Alicia creció apegadísima a mamá; cuando nos mandaban a buscar libros a la biblioteca de mi tío Ricardo, ella prefería quedarse en casa confeccionando vestidos para las muñecas, actividad inculcada por mamá, así como el bordado y otras manualidades. También le celebraba mucho sus modales reposados, su dulzura, la propiedad con que comía y solía ponerla como ejemplo a las muchachas del servicio para que aprendieran a comer igual de bonito que Ális.

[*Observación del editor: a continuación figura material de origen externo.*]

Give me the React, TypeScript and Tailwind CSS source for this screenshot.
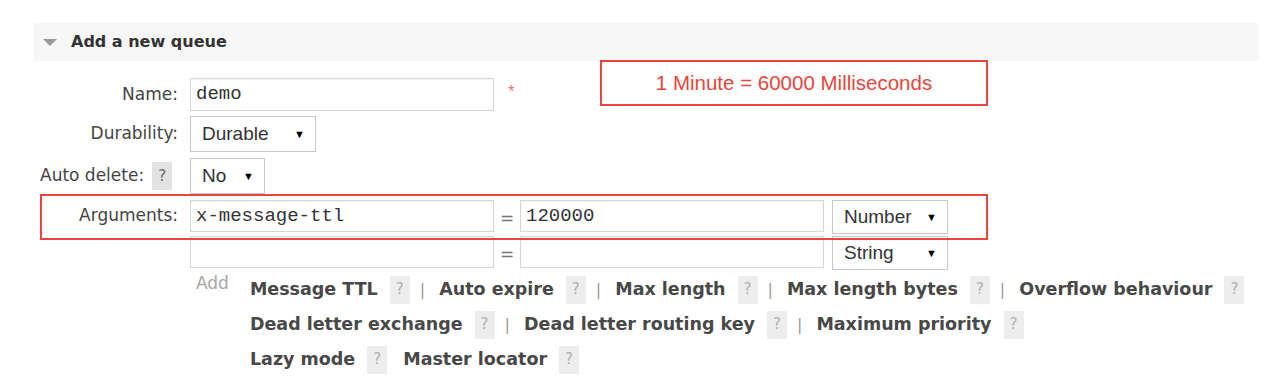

Por su naturaleza tímida, papá no la presionaba a participar durante las veladas artísticas que efectuábamos, pero le encargaba la tarea de abrir y cerrar el telón, con su consabido aplauso.

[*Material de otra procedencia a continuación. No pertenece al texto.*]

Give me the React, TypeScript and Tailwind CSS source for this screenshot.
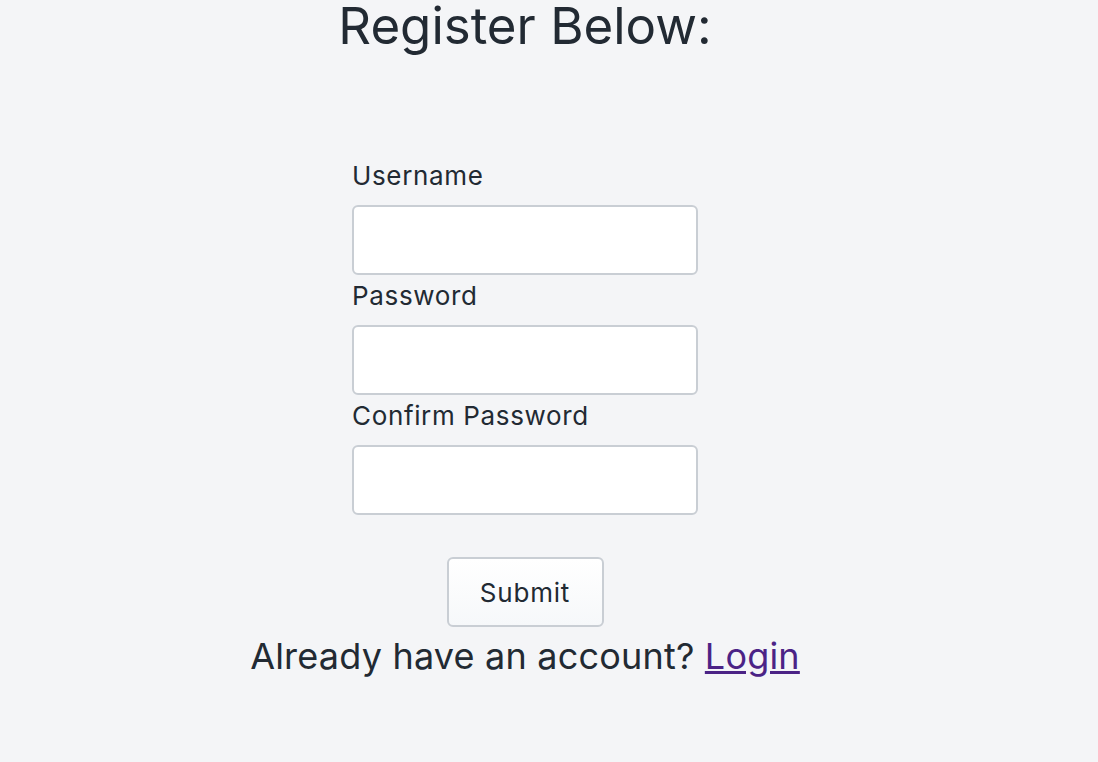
export default function App() {
  return (
    <div className="min-h-[762px] w-full bg-[#f4f5f7] text-[#222a33]" style={{ fontFamily: "Inter, 'Noto Sans', sans-serif" }}>
      <div className="w-[1050px] flex flex-col items-center">
        <h1 className="text-[51px] leading-[51px] font-normal">Register Below:</h1>
        <form className="mt-[110px] w-[346px] flex flex-col" onSubmit={(e) => e.preventDefault()}>
          <label className="text-[26px] leading-[30px] h-[44px] tracking-[0.65px]">Username</label>
          <input className="h-[70px] w-full bg-white border-2 border-[#c9ced4] rounded-[6px]" />
          <label className="text-[26px] leading-[30px] h-[44px] mt-[6px] tracking-[0.65px]">Password</label>
          <input type="password" className="h-[70px] w-full bg-white border-2 border-[#c9ced4] rounded-[6px]" />
          <label className="text-[26px] leading-[30px] h-[44px] mt-[6px] tracking-[0.65px]">Confirm Password</label>
          <input type="password" className="h-[70px] w-full bg-white border-2 border-[#c9ced4] rounded-[6px]" />
          <div className="flex justify-center mt-[42px]">
            <button className="w-[157px] h-[70px] bg-gradient-to-b from-white to-[#f6f8fa] border-2 border-[#c9ced4] rounded-[6px] text-[26px] tracking-[0.8px]">Submit</button>
          </div>
        </form>
        <p className="text-[36px] leading-[44px] mt-[7px] tracking-[0.2px]">
          Already have an account? <a href="#" className="text-[#4b2386] underline">Login</a>
        </p>
      </div>
    </div>
  );
}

A los diecinueve años, Alicia terminó de estudiar Enfermería y se casó con Lorenzo Huchim, un muchacho de Noc-Ac. Su boda fue en la hacienda, y mamá vió realizadas sus propias preferencias en la organización, lo que sólo ocurrió parcialmente con las otras dos bodas. Aunque juntas se pasaron horas escogiendo modelos, tocados, ramos, el atuendo de novia fue resultado del absoluto gusto de mamá. Sin ánimo de caer en exageraciones afectivas, ese día Alicia lució exquisita y bella como las muchachas orientales que compiten para Miss Universo, según atestiguan las fotografías.

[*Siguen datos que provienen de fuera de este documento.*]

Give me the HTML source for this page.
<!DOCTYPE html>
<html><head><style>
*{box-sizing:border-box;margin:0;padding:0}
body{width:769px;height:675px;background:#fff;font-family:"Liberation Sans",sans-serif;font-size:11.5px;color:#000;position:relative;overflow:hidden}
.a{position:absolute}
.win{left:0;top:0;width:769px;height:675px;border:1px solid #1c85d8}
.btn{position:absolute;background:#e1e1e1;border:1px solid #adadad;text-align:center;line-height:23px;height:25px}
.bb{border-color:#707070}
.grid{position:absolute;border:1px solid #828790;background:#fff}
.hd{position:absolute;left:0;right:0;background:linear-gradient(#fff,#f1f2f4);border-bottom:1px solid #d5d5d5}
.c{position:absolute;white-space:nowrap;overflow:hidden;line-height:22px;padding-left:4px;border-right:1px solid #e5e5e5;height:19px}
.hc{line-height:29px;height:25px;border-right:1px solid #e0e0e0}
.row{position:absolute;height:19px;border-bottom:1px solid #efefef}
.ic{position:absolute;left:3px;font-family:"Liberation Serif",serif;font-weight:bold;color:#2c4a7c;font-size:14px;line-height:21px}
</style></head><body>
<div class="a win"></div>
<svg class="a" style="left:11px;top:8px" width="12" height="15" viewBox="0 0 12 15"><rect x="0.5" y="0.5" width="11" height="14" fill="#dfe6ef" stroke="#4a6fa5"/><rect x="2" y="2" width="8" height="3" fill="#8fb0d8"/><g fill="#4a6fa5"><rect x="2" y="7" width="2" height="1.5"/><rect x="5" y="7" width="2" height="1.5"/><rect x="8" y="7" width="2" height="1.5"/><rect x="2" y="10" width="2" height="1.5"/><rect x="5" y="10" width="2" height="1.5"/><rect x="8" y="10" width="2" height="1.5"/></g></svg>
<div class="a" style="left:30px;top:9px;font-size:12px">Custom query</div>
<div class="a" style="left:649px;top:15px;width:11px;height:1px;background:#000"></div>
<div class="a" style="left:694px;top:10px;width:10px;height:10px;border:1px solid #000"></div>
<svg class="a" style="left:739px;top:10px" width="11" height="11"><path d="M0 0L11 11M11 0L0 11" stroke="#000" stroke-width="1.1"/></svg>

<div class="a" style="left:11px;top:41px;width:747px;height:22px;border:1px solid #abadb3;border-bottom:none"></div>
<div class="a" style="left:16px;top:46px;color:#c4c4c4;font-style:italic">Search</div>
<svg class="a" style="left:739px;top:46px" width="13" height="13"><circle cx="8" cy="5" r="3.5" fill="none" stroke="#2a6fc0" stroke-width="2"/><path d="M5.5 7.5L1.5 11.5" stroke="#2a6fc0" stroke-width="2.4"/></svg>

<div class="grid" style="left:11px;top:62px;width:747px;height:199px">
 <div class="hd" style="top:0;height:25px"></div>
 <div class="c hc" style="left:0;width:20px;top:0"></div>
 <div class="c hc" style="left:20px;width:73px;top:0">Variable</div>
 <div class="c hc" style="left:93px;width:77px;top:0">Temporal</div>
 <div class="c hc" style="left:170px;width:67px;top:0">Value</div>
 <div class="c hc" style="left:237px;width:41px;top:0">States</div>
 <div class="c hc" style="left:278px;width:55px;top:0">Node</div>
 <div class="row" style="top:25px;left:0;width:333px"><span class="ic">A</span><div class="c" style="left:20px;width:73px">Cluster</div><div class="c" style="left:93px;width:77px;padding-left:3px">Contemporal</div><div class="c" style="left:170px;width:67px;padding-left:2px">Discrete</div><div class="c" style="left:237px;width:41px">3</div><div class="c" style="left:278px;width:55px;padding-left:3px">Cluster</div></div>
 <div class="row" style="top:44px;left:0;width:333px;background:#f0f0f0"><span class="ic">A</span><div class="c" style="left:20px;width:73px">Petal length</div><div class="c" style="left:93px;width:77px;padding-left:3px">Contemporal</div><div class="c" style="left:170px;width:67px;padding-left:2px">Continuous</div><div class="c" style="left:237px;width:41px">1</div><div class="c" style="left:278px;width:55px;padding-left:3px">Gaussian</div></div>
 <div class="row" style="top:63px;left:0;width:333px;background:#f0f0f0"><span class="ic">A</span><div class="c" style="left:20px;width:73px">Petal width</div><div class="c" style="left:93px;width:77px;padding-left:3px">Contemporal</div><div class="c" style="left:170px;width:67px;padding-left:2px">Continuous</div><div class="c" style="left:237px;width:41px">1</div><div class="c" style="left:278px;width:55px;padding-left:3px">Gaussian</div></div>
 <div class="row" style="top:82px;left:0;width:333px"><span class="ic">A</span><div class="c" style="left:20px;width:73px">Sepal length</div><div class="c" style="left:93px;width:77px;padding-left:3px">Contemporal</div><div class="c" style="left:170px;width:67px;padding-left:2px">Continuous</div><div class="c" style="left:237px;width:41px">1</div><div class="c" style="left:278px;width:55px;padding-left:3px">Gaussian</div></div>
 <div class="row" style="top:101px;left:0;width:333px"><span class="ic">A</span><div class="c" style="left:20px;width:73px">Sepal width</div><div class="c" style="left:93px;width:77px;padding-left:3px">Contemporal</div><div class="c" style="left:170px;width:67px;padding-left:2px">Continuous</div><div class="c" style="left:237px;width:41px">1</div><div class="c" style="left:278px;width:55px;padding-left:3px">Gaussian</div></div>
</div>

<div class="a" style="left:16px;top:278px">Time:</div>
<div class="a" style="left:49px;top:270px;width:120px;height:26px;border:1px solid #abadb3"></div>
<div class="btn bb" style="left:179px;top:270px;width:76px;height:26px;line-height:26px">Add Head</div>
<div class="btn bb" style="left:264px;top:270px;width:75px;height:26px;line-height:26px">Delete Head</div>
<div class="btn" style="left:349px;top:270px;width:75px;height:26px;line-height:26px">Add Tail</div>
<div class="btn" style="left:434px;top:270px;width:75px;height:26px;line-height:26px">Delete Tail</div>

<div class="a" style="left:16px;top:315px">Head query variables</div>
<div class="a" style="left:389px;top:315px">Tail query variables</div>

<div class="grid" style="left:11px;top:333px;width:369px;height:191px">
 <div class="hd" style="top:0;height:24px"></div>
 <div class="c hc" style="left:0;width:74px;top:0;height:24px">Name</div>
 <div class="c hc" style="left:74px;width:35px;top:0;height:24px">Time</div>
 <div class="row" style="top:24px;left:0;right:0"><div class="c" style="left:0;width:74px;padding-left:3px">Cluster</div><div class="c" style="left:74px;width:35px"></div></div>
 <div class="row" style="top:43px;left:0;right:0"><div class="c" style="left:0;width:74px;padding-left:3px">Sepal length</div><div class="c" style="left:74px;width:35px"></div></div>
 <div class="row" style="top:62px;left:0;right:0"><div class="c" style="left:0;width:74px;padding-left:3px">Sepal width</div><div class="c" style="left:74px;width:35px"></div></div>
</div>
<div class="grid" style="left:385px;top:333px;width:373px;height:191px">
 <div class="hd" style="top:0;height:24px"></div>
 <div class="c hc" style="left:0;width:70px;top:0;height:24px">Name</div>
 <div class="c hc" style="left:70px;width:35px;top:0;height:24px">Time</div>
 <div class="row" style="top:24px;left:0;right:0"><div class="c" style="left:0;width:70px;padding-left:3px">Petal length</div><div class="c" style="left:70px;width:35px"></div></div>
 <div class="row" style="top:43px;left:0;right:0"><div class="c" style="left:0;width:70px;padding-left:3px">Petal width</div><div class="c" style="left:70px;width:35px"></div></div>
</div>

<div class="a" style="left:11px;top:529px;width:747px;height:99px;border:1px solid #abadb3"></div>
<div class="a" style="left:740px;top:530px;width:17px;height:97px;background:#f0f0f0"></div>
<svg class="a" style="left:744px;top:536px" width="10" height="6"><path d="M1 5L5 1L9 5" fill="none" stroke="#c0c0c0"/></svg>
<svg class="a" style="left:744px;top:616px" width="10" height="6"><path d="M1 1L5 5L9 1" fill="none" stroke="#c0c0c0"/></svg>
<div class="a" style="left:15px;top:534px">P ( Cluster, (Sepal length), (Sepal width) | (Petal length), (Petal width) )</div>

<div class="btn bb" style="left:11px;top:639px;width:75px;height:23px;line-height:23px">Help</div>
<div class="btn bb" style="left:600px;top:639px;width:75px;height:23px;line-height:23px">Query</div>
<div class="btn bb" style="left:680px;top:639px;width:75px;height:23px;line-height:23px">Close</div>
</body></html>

En la actualidad, es una señora que mantiene su apariencia en buenas condiciones, si acaso se han acentuado más el tono amarillento de su piel y lo oblicuo de sus ojos. Por ser miembro de la primera generación nacida en el estado, la Asociación Coreana de Yucatán que preside su primo Ulises Park Lee (antiguo cónsul) la invita a determinados actos, como la travesía conmemorativa en barco, en dos mil cinco, de Incheon (antes Chemulpo)-Salina Cruz-Progreso, con motivo del centenario de la llegada de aquellos laboriosos hombres y mujeres. Ha sido invitada, también, a los festejos en honor del embajador de Corea en México, llevados a cabo en Mérida y en Cancún, y a la inauguración del Museo Coreano de Mérida, ocupando en estas ocasiones lugar preferente.

En diciembre pasado, Ális me confió que, a su juicio, su existencia era como de novela y que debería yo de escribir algo acerca de ella. Lo hago hoy con los más felices recuerdos por la vida compartida y con agradecimiento por tantas cosas, entre otras, porque entre mi distanciamiento geográfico y los compromisos de Ofelia, ha sido ella quien consagrara cuidado a la salud de nuestra madre cuando estuvo delicada, así como mimos y atenciones dos veces por semana a pesar de radicar en otro municipio.

Ahora que mamá vino a quedarse en Nuevo Laredo, el momento de su despedida fue en tristísimo silencio. Para aligerar en algo el cariz de sus sentimientos, le recordé cuánto se reía cuando papá, con esa costumbre suya de versificar bromas, le susurraba: “Alicia, Leticia, ¿por qué no tienes malicia?” Exactamente igual que cuando fue pequeña, se tapó la boca con las manos, explotó en risas hacia adentro, y sus ojos se convirtieron en dos rayitas chiquitas, chiquitas.